> **Written request**
In the data that follows, count every line holding the string "code" and give the count alone.

[Collected data entries]

++++

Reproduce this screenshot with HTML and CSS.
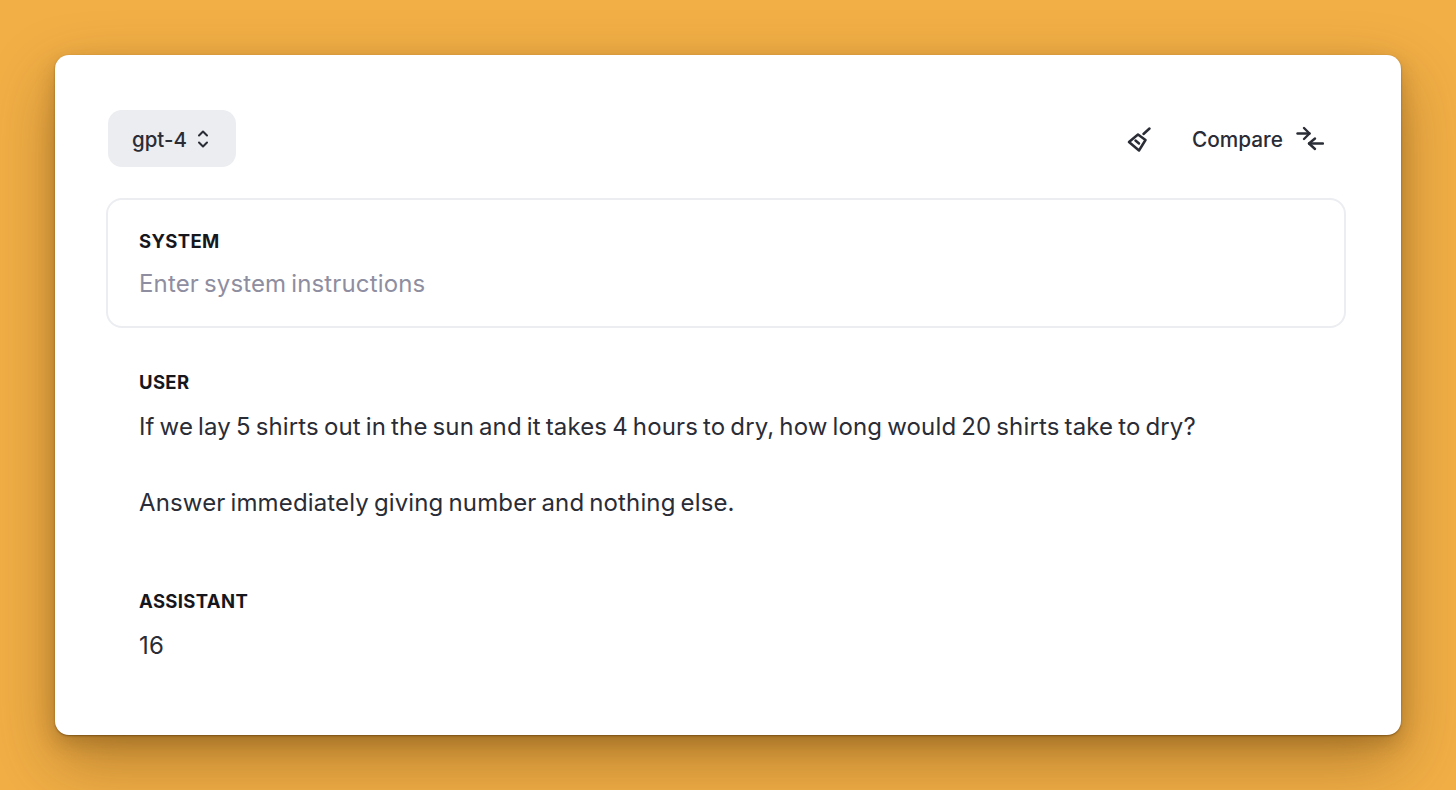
FILE: index.html
```html
<!DOCTYPE html>
<html lang="en">
<head>
    <meta charset="UTF-8">
    <title>Playground</title>
    <link rel="stylesheet" href="styles.css">
</head>
<body>
    <div class="card">
        <div class="toolbar">
            <div class="model-select">
                <span>gpt-4</span>
                <svg class="chevrons" width="14" height="20" viewBox="0 0 14 20" fill="none" stroke="#2a2c36" stroke-width="2" stroke-linecap="round" stroke-linejoin="round">
                    <path d="M3 6.5 7 2.5 11 6.5"/>
                    <path d="M3 13.5 7 17.5 11 13.5"/>
                </svg>
            </div>
            <div class="actions">
                <svg class="broom" width="26" height="26" viewBox="0 0 26 26" fill="none" stroke="#2a2c36" stroke-width="2.5" stroke-linejoin="round" stroke-linecap="round">
                    <path d="M22.5 2.5 16.5 8"/>
                    <path d="M2 16 11 8.5 18.5 14 12 24.5Z"/>
                    <path d="M8.5 14.5 12 17.5"/>
                </svg>
                <div class="compare">
                    <span>Compare</span>
                    <svg width="28" height="26" viewBox="0 0 28 26" fill="none" stroke="#2a2c36" stroke-width="2.4" stroke-linecap="round" stroke-linejoin="round">
                        <path d="M1.5 7.5H13.5"/>
                        <path d="M8 2 13.5 7.5 8 13"/>
                        <path d="M27 17.5H13"/>
                        <path d="M19 12.5 13 17.5 19 23"/>
                    </svg>
                </div>
            </div>
        </div>

        <div class="message system">
            <div class="role">SYSTEM</div>
            <div class="text placeholder">Enter system instructions</div>
        </div>

        <div class="message user">
            <div class="role">USER</div>
            <div class="text">If we lay 5 shirts out in the sun and it takes 4 hours to dry, how long would 20 shirts take to dry?</div>
            <div class="text spaced">Answer immediately giving number and nothing else.</div>
        </div>

        <div class="message assistant">
            <div class="role">ASSISTANT</div>
            <div class="text">16</div>
        </div>
    </div>
</body>
</html>
```

FILE: styles.css
```css
html, body {
    height: 100%;
}
body {
    margin: 0;
    padding: 55px;
    box-sizing: border-box;
    background: #f2af46;
    font-family: Inter, "Liberation Sans", sans-serif;
    color: #2a2c36;
    overflow: hidden;
}
.card {
    height: 680px;
    width: 1346px;
    box-sizing: border-box;
    padding: 55px 55px 0 51px;
    background: white;
    border-radius: 14px;
    box-shadow: 0 1px 2px rgba(70,40,0,0.5), 0 8px 20px rgba(70,40,0,0.22), 0 26px 64px rgba(70,40,0,0.36);
}
.toolbar {
    display: flex;
    justify-content: space-between;
    align-items: center;
    margin-bottom: 31px;
    padding-left: 2px;
}
.model-select {
    display: flex;
    align-items: center;
    gap: 9px;
    width: 128px;
    height: 57px;
    box-sizing: border-box;
    padding: 1px 0 0 24px;
    background: #ecedf1;
    border-radius: 14px;
    font-size: 20.5px;
    font-weight: 500;
}
.actions {
    display: flex;
    align-items: center;
    gap: 39px;
    padding-right: 22px;
}
.compare {
    display: flex;
    align-items: center;
    gap: 13px;
    font-size: 20.8px;
    font-weight: 500;
}
.compare span {
    padding-top: 2px;
}
.system {
    height: 130px;
    box-sizing: border-box;
    padding: 29px 31px 0;
    border: 2px solid #ecedf1;
    border-radius: 16px;
}
.user {
    padding: 42px 33px 0;
}
.assistant {
    padding: 68px 33px 0;
}
.role {
    font-size: 18.5px;
    font-weight: 700;
    line-height: 24px;
    letter-spacing: 0.35px;
    color: #16171d;
}
.text {
    margin-top: 15px;
    font-size: 24px;
    line-height: 36px;
    word-spacing: -1.88px;
    letter-spacing: 0.14px;
}
.spaced {
    margin-top: 40px;
}
.placeholder {
    margin-top: 13px;
    color: #8e8ea0;
}
```
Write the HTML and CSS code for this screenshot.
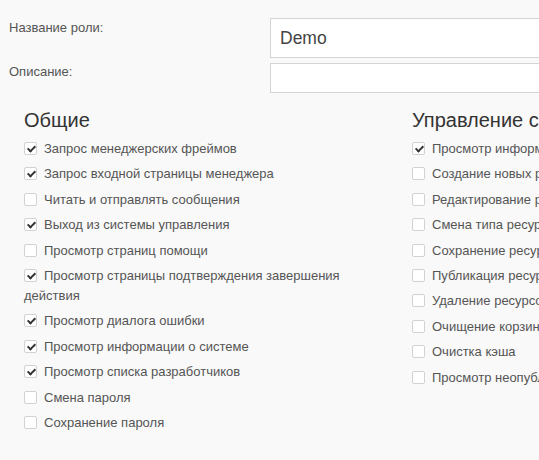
FILE: index.html
```html
<!DOCTYPE html>
<html lang="ru">
<head>
<meta charset="utf-8">
<link rel="stylesheet" href="styles.css">
</head>
<body>
<div class="page">
  <div class="field field-name">
    <label class="field-label">Название роли:</label>
    <div class="input input-lg">Demo</div>
  </div>
  <div class="field field-desc">
    <label class="field-label">Описание:</label>
    <div class="input input-sm"></div>
  </div>

  <div class="columns">
    <div class="col">
      <h2 class="col-title">Общие</h2>
      <ul class="perms">
        <li><span class="cb on"></span>Запрос менеджерских фреймов</li>
        <li><span class="cb on"></span>Запрос входной страницы менеджера</li>
        <li><span class="cb"></span>Читать и отправлять сообщения</li>
        <li><span class="cb on"></span>Выход из системы управления</li>
        <li><span class="cb"></span>Просмотр страниц помощи</li>
        <li><span class="cb on"></span>Просмотр страницы подтверждения завершения действия</li>
        <li><span class="cb on"></span>Просмотр диалога ошибки</li>
        <li><span class="cb on"></span>Просмотр информации о системе</li>
        <li><span class="cb on"></span>Просмотр списка разработчиков</li>
        <li><span class="cb"></span>Смена пароля</li>
        <li><span class="cb"></span>Сохранение пароля</li>
      </ul>
    </div>
    <div class="col">
      <h2 class="col-title">Управление содержимым</h2>
      <ul class="perms">
        <li><span class="cb on"></span>Просмотр информации о ресурсах</li>
        <li><span class="cb"></span>Создание новых ресурсов</li>
        <li><span class="cb"></span>Редактирование ресурсов</li>
        <li><span class="cb"></span>Смена типа ресурса</li>
        <li><span class="cb"></span>Сохранение ресурсов</li>
        <li><span class="cb"></span>Публикация ресурсов</li>
        <li><span class="cb"></span>Удаление ресурсов</li>
        <li><span class="cb"></span>Очищение корзины</li>
        <li><span class="cb"></span>Очистка кэша</li>
        <li><span class="cb"></span>Просмотр неопубликованных ресурсов</li>
      </ul>
    </div>
  </div>
</div>
</body>
</html>
```
FILE: styles.css
```css
html, body {
  margin: 0;
  padding: 0;
  background: #f9f9f9;
  overflow: hidden;
}
body {
  font-family: "Liberation Sans", Arial, sans-serif;
  color: #555;
}
.page {
  width: 820px;
  padding-top: 18px;
}
.field {
  display: flex;
  align-items: flex-start;
}
.field-desc {
  margin-top: 5px;
}
.field-label {
  width: 261px;
  padding-left: 9px;
  padding-top: 2px;
  font-size: 13px;
  line-height: 16px;
  color: #555;
}
.field-desc .field-label {
  padding-top: 1px;
}
.input {
  flex: 1;
  box-sizing: border-box;
  background: #fff;
  border: 1px solid #d4d4d4;
  color: #444;
}
.input-lg {
  height: 40px;
  padding-left: 9px;
  font-size: 17.5px;
  line-height: 38px;
}
.input-sm {
  height: 30px;
}
.columns {
  display: flex;
  padding-left: 24px;
  margin-top: 15px;
}
.col {
  width: 364px;
  padding-right: 24px;
}
.col-title {
  margin: 0 0 7px;
  font-size: 20px;
  font-weight: normal;
  line-height: 24px;
  color: #333;
  white-space: nowrap;
}
.perms {
  list-style: none;
  margin: 0;
  padding: 0;
}
.perms li {
  font-size: 13px;
  line-height: 20px;
  margin-bottom: 5.4px;
  color: #555;
}
.col + .col .perms li {
  white-space: nowrap;
}
.cb {
  display: inline-block;
  box-sizing: border-box;
  width: 13px;
  height: 13px;
  border: 1px solid #d2d2d2;
  border-radius: 2px;
  background: #fff;
  vertical-align: -2px;
  margin-right: 7px;
  position: relative;
}
.cb.on::after {
  content: "";
  position: absolute;
  left: 3.5px;
  top: 1px;
  width: 3px;
  height: 6px;
  border: solid #333;
  border-width: 0 2px 2px 0;
  transform: rotate(45deg);
}
```
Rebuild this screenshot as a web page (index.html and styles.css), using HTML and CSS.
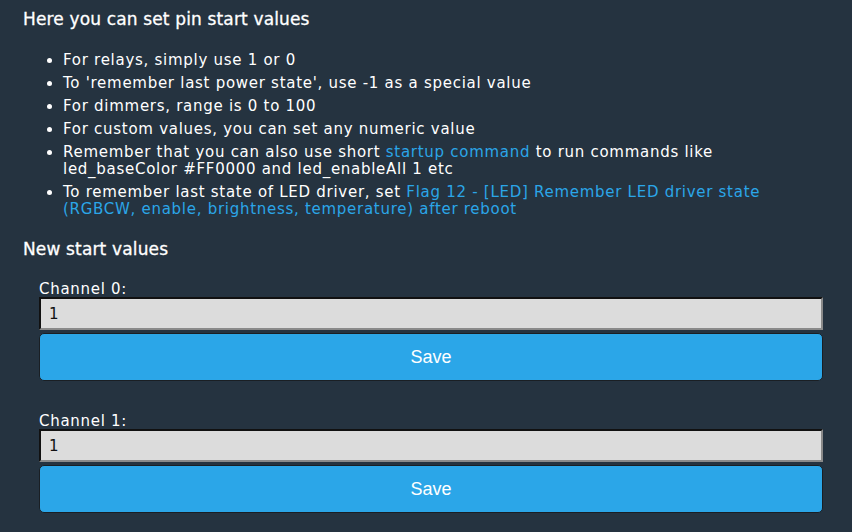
FILE: index.html
```html
<!DOCTYPE html>
<html>
<head>
<meta charset="utf-8">
<link rel="stylesheet" href="styles.css">
</head>
<body>
<div class="page">
  <h3 class="title">Here you can set pin start values</h3>
  <ul class="notes">
    <li>For relays, simply use 1 or 0</li>
    <li>To 'remember last power state', use -1 as a special value</li>
    <li>For dimmers, range is 0 to 100</li>
    <li>For custom values, you can set any numeric value</li>
    <li>Remember that you can also use short <a href="#">startup command</a> to run commands like led_baseColor #FF0000 and led_enableAll 1 etc</li>
    <li>To remember last state of LED driver, set <a href="#">Flag 12 - [LED] Remember LED driver state (RGBCW, enable, brightness, temperature) after reboot</a></li>
  </ul>
  <h3 class="title sub">New start values</h3>
  <form class="channels">
    <div class="channel">
      <label class="label">Channel 0:</label>
      <input class="field" type="text" value="1">
      <button class="save" type="button">Save</button>
    </div>
    <div class="channel">
      <label class="label">Channel 1:</label>
      <input class="field" type="text" value="1">
      <button class="save" type="button">Save</button>
    </div>
  </form>
</div>
</body>
</html>
```
FILE: styles.css
```css
html, body {
  margin: 0;
  padding: 0;
  background: #253340;
}
body {
  color: #ffffff;
  font-family: "DejaVu Sans", Verdana, sans-serif;
  font-size: 15px;
  letter-spacing: 0.72px;
}
.page {
  padding: 9px 23px 0 23px;
}
.title {
  margin: 0;
  font-size: 17px;
  font-weight: normal;
  letter-spacing: 0.15px;
  line-height: 20px;
  -webkit-text-stroke: 0.3px #ffffff;
}
.sub {
  margin-top: 21px;
}
.notes {
  margin: 23px 0 0 0;
  padding-left: 40px;
}
.notes li {
  line-height: 17px;
  margin-bottom: 6px;
}
.notes a {
  color: #2ba6e8;
  text-decoration: none;
}
.channels {
  padding: 22px 6px 0 16px;
}
.channel {
  display: flex;
  flex-direction: column;
  margin-bottom: 32px;
}
.label {
  font-size: 15px;
  line-height: 16px;
}
.field {
  box-sizing: border-box;
  height: 33px;
  margin: 0;
  padding: 0 8px;
  background: #dcdcdc;
  border: 2px solid #111111;
  border-right-color: #8a8a8a;
  border-bottom-color: #8a8a8a;
  font-family: "DejaVu Sans", sans-serif;
  font-size: 15px;
  color: #111;
}
.save {
  box-sizing: border-box;
  height: 48px;
  margin-top: 3px;
  background: #2ba6e8;
  border: 1px solid #1a1f24;
  border-radius: 5px;
  color: #ffffff;
  font-family: "Liberation Sans", Arial, sans-serif;
  font-size: 18px;
  letter-spacing: 0;
}
```
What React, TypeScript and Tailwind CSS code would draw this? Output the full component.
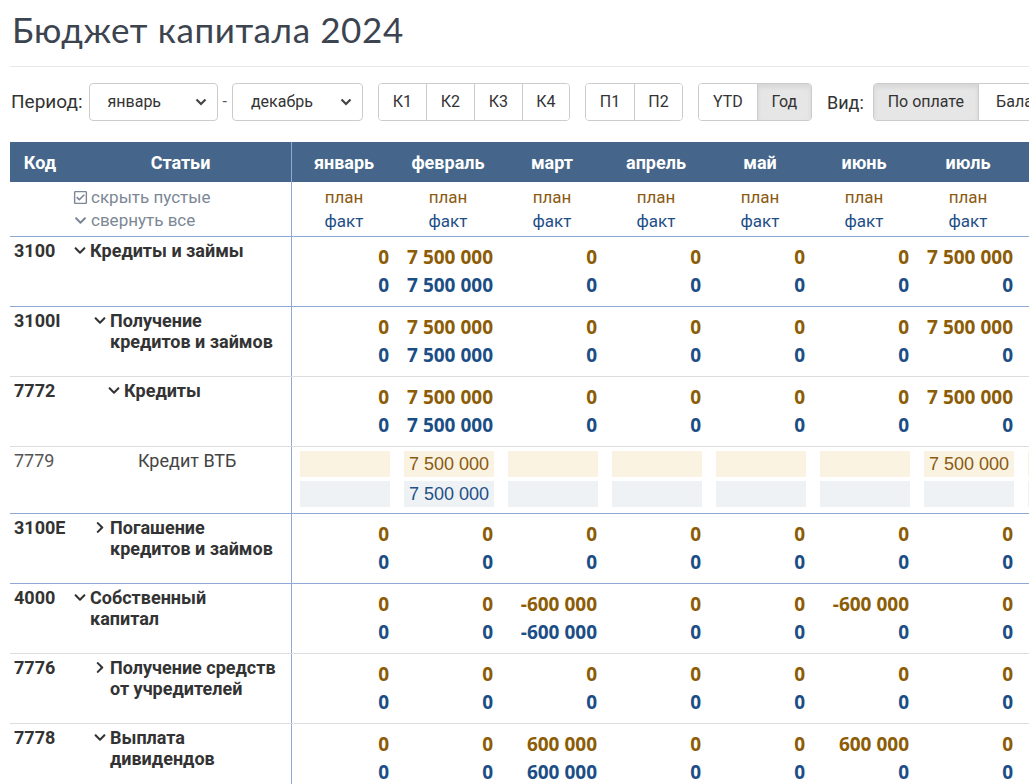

++++

> **Written response**
2